Paul Simon wrote the above lyric for a woman. “Kathy’s Song” is a love song par excellance. Yet every time I hear this line from the song, I cannot help but think of the Lord. Over the years I have believed many things—about faith, about spiritual authority, about the role of spiritual warfare, about church government, about prayer, and many other things. Some of these things have been helpful, some unhelpful, but at this point, the only truth I know is Jesus Himself. He is my first truth, and He is my last.
This is not to say that I reject all beliefs, doctrines, theologies. They are all, in a certain sense, lights in a dark place. But like stars at sunrise, they have faded as the day has dawned and the Morning Star has risen in my heart (2 Peter 1:19; Rev. 22:16). Teachings come and teachings go. Some outlast their usefulness, some are outgrown. But “Jesus Christ is the same yesterday and today and forever” (Heb. 13:8).

“The crucified and yet living Christ is the concrete summing up of the Christian message and the Christian faith. He is Himself the wholly concrete truth of Christianity.”
—Hans Kung, On Being a Christian

Sunday, May 04, 2008

The Man of Bloodshed and of Peace

Scripture describes David as a man of bloodshed and says, “The LORD gave David victory everywhere he went” (1 Chron. 18:6; 22:8). David indeed subdued all of Israel’s enemies during his reign so that Solomon inherited a kingdom at peace (1 Chron. 22:18). As a warrior, then, David spilled a lot of blood. But the Bible calls him a man of bloodshed for another reason. David foreshadowed Christ who shed His own blood to deliver us from every enemy which oppressed us that we may dwell in His peaceful kingdom.

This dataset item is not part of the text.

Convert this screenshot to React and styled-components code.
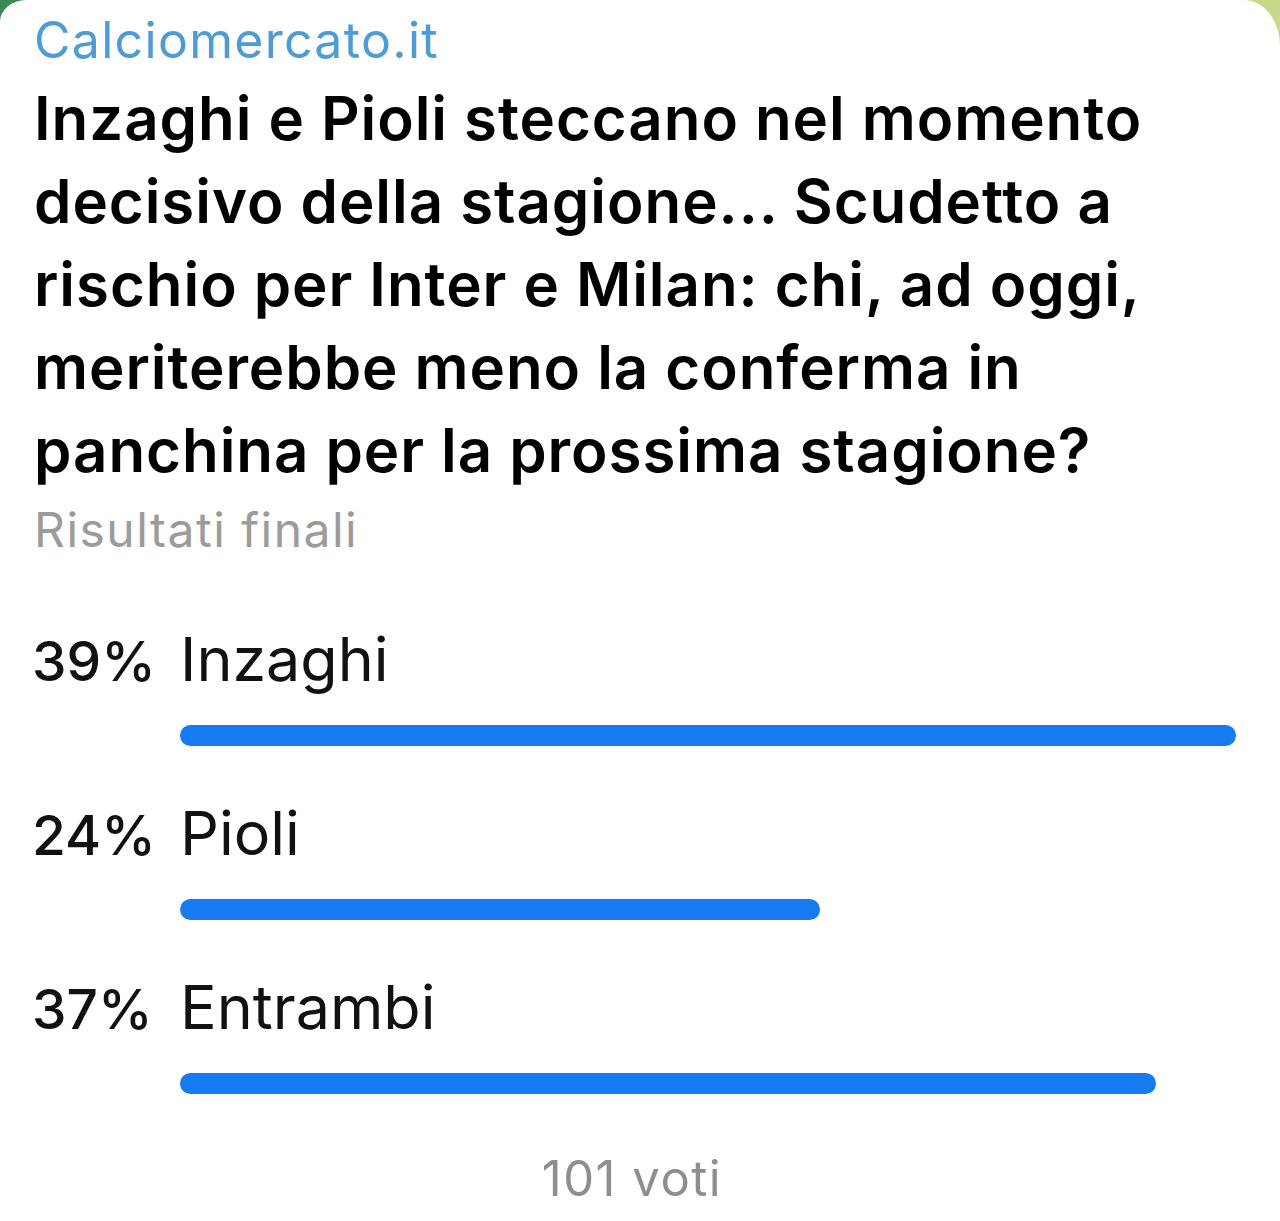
import React from "react";
import styled, { createGlobalStyle } from "styled-components";

const options = [
  { percent: 39, label: "Inzaghi", share: 1 },
  { percent: 24, label: "Pioli", share: 0.606 },
  { percent: 37, label: "Entrambi", share: 0.924 },
];

export default function App() {
  return (
    <>
      <GlobalStyle />
      <Page>
        <Card>
          <Source>Calciomercato.it</Source>
          <Question>
            Inzaghi e Pioli steccano nel momento
            <br />
            decisivo della stagione... Scudetto a
            <br />
            rischio per Inter e Milan: chi, ad oggi,
            <br />
            meriterebbe meno la conferma in
            <br />
            panchina per la prossima stagione?
          </Question>
          <Status>Risultati finali</Status>
          <OptionList>
            {options.map((opt) => (
              <Option key={opt.label}>
                <Percent>{opt.percent}%</Percent>
                <Label>{opt.label}</Label>
                <Track>
                  <Bar style={{ width: `${opt.share * 100}%` }} />
                </Track>
              </Option>
            ))}
          </OptionList>
          <Votes>101 voti</Votes>
        </Card>
      </Page>
    </>
  );
}

const GlobalStyle = createGlobalStyle`
  html, body {
    margin: 0;
    padding: 0;
  }
  body {
    font-family: Inter, "Noto Sans", "Liberation Sans", sans-serif;
    -webkit-font-smoothing: antialiased;
  }
`;

const Page = styled.div`
  width: 1280px;
  height: 1221px;
  overflow: hidden;
  background: linear-gradient(to right, #3a8a56 0%, #7fb070 50%, #c9d98c 100%);
`;

const Card = styled.div`
  height: 100%;
  box-sizing: border-box;
  background: #ffffff;
  border-top-left-radius: 26px 22px;
  border-top-right-radius: 36px 46px;
  padding: 10px 44px 0 32px;
  display: flex;
  flex-direction: column;
`;

const Source = styled.div`
  font-size: 50px;
  line-height: 60px;
  font-weight: 400;
  color: #4f9bd6;
  letter-spacing: 1.3px;
  padding-left: 2px;
`;

const Question = styled.div`
  margin-top: 7px;
  font-size: 60px;
  line-height: 83px;
  font-weight: 600;
  color: #000;
  padding-left: 2px;
  letter-spacing: 0.95px;
`;

const Status = styled.div`
  margin-top: 8px;
  font-size: 48px;
  line-height: 60px;
  color: #9b9b9b;
  letter-spacing: 1.5px;
  padding-left: 2px;
`;

const OptionList = styled.div`
  margin-top: 64px;
  display: flex;
  flex-direction: column;
  gap: 52px;
`;

const Option = styled.div`
  display: grid;
  grid-template-columns: 120px 1fr;
  column-gap: 28px;
  row-gap: 29px;
  align-items: baseline;
`;

const Percent = styled.div`
  font-size: 55px;
  line-height: 70px;
  font-weight: 500;
  color: #111;
  text-align: right;
`;

const Label = styled.div`
  font-size: 61px;
  line-height: 70px;
  font-weight: 400;
  color: #111;
`;

const Track = styled.div`
  grid-column: 2;
  height: 21px;
`;

const Bar = styled.div`
  height: 100%;
  border-radius: 11px;
  background: #167bf1;
`;

const Votes = styled.div`
  margin-top: 55px;
  font-size: 49px;
  line-height: 60px;
  color: #8e8e8e;
  letter-spacing: 1.5px;
  text-align: center;
  padding-right: 4px;
`;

By dying, Christ destroyed the devil, crucified the sinful nature with its desires, freed us from sin, crucified the world, and tasted death for everyone (Heb. 2:14; Gal. 5:24; Rom. 6:6, 7; Gal. 6:14; Heb. 2:9). As believers, we all face these enemies, but it is not for us to struggle against them in order to defeat them. Jesus has already done this. Victory comes as we believe in the triumph of the cross. As we believe, the Holy Spirit will cause us to experience Christ’s death within. His death working within will liberate us from the oppression of our spiritual enemies.

While the Lord gave David victory everywhere he went, he was never at peace. The sword never departed from David’s kingdom (2 Sam. 12:10). Only under Solomon was Israel at peace. Solomon, in fact, means “peaceful” (1 Chron. 22:9).

Solomon is the risen Christ in type—King of kings, Son of God, builder of God’s temple (1 Chron. 17:11-14; 22:10; 2 Chron. 9:22, 23). Just as Solomon rested in the victory gained through David’s bloodshed, so the risen Christ rests and reigns by the victory of the cross. God destroyed Satan by the cross, but only through the resurrection did God put Satan under Jesus’s feet (Eph. 1:20-22). The old man was crucified with Christ, but the New Man came forth in the resurrection (Eph. 2:6, 21, 22). Jesus died to sin once for all, but it is only by the resurrection that He lives to God (Rom. 6:7, 10). The world was crucified through the cross of Christ, but the new creation came through His resurrection (Gal. 6:14; 2 Cor. 5:17). The ultimate sign of the rest of Solomon was the building of the temple, a work not possible for David, the man of bloodshed (1 Kings 5:3-5). Likewise, God’s temple in the Spirit could not be built by Christ in His death because the temple we are came forth in His resurrection (John 2:19; Eph. 2:21, 22).

As we know Christ in His death, then, we will meet our enemies face to face and fight them with our faith in the cross (1 Tim. 6:12). But as the Holy Spirit makes Christ’s resurrection real in our experience, we will know the rest of every enemy being under our feet, we will share in the reign of the prince of peace, we will live to God in newness, we will be built together.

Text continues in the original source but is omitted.